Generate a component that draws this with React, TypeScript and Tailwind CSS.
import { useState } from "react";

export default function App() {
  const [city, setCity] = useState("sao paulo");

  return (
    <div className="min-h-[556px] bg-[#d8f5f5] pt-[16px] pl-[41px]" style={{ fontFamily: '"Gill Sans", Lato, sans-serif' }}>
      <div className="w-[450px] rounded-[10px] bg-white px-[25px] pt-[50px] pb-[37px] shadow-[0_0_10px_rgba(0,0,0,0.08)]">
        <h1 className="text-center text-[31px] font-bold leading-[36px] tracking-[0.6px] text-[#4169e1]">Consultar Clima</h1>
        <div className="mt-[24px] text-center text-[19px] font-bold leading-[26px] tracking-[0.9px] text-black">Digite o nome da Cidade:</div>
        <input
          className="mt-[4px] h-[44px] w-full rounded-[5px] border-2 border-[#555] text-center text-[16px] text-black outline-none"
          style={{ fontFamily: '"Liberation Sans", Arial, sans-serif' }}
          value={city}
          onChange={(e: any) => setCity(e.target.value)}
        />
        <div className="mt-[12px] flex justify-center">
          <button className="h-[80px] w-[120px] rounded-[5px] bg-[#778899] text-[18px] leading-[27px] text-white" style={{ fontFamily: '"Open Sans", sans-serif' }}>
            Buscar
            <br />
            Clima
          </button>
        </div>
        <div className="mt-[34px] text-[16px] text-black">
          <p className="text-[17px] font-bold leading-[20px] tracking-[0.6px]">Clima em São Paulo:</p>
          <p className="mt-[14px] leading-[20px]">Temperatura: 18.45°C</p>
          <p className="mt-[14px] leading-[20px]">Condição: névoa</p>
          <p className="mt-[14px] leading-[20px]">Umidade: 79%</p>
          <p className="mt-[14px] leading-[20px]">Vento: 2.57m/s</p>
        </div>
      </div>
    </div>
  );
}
==
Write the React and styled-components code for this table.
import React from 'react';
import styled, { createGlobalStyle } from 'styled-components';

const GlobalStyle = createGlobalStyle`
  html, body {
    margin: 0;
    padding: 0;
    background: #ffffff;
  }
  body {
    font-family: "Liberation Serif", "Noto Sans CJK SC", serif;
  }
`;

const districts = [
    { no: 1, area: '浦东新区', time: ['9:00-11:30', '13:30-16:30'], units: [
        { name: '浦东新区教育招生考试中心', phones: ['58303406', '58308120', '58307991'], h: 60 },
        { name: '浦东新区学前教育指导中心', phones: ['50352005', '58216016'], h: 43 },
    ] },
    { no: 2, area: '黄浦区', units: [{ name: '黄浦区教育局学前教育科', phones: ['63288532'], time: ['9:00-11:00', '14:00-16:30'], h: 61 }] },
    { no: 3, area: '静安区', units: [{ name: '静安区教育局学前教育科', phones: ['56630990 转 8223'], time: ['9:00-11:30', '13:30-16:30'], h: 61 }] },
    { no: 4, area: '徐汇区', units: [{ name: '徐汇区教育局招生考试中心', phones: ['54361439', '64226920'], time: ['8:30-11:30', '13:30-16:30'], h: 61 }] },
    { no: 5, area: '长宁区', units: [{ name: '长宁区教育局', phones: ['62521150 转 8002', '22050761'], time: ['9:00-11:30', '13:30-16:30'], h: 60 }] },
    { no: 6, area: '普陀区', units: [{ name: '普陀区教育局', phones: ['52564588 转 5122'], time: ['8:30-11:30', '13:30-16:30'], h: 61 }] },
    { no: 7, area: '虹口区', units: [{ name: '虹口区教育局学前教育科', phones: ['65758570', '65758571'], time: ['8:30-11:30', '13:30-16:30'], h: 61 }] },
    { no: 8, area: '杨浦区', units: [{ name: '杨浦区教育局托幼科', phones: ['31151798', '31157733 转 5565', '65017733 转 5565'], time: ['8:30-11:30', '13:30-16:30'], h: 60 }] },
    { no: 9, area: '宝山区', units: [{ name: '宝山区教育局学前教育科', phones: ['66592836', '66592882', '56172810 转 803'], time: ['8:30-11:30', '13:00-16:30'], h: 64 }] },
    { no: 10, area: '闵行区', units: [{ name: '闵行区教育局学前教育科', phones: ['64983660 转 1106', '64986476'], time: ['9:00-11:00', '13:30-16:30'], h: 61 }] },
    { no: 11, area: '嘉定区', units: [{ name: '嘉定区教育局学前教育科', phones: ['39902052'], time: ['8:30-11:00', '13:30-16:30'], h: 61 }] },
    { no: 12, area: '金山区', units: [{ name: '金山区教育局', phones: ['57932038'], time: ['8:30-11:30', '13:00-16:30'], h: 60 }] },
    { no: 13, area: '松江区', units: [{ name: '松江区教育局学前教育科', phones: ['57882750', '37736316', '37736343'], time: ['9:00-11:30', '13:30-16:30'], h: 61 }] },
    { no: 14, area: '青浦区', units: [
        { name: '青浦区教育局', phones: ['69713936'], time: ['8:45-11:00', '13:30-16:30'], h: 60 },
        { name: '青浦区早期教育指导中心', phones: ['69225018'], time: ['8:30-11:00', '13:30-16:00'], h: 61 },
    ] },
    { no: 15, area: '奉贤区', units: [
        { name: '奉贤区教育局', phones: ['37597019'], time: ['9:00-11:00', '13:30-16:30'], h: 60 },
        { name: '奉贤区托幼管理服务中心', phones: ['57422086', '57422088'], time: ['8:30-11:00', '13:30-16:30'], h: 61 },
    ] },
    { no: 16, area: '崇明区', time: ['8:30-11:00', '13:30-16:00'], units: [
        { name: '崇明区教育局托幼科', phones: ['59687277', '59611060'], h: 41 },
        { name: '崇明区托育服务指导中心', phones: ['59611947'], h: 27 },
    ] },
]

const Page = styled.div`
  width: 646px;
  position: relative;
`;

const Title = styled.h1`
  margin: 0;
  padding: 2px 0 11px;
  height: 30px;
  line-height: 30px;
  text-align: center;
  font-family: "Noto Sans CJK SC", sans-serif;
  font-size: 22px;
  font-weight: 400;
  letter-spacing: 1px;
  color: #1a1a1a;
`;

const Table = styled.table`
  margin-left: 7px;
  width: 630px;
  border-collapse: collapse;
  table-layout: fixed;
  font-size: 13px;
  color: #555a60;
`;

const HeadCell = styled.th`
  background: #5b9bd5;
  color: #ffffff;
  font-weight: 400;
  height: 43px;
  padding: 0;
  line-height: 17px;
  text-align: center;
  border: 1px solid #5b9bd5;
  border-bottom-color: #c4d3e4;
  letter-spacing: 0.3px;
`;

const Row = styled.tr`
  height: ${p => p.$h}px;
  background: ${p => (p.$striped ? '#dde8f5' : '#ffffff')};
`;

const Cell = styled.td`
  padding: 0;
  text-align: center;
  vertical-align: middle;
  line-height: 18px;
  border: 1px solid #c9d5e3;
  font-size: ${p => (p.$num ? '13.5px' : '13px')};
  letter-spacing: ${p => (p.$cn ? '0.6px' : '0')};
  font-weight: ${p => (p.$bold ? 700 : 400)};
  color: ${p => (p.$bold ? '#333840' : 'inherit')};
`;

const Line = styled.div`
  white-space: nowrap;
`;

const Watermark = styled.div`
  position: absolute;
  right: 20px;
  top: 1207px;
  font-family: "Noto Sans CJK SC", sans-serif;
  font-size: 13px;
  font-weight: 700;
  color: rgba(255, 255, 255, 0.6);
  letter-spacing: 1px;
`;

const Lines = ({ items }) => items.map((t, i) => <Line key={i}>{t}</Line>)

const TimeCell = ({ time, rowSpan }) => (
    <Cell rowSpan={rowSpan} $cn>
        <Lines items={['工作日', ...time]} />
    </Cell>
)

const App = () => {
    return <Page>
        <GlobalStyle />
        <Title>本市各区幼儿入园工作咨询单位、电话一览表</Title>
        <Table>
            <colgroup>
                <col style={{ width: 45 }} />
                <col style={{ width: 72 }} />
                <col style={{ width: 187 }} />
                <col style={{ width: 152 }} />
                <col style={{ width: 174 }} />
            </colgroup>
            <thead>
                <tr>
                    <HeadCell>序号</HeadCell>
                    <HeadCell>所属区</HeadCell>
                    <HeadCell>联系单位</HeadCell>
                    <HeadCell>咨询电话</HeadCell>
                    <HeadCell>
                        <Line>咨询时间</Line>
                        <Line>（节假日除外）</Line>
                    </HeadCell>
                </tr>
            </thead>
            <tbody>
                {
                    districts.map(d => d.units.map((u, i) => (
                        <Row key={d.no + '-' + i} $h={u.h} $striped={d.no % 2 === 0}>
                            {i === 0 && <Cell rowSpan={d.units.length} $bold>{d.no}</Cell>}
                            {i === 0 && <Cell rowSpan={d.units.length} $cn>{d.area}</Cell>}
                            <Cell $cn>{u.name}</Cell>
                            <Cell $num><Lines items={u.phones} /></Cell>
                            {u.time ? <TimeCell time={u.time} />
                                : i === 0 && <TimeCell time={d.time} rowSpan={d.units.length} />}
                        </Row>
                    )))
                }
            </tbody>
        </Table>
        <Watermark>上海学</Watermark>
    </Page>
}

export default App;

*Directions*
Write out, from the lines above, only those from the line with "Generate a component" to the line with "const [city, setCity]", exactly as given, including the first and the last.

*Task result*
Generate a component that draws this with React, TypeScript and Tailwind CSS.
import { useState } from "react";

export default function App() {
  const [city, setCity] = useState("sao paulo");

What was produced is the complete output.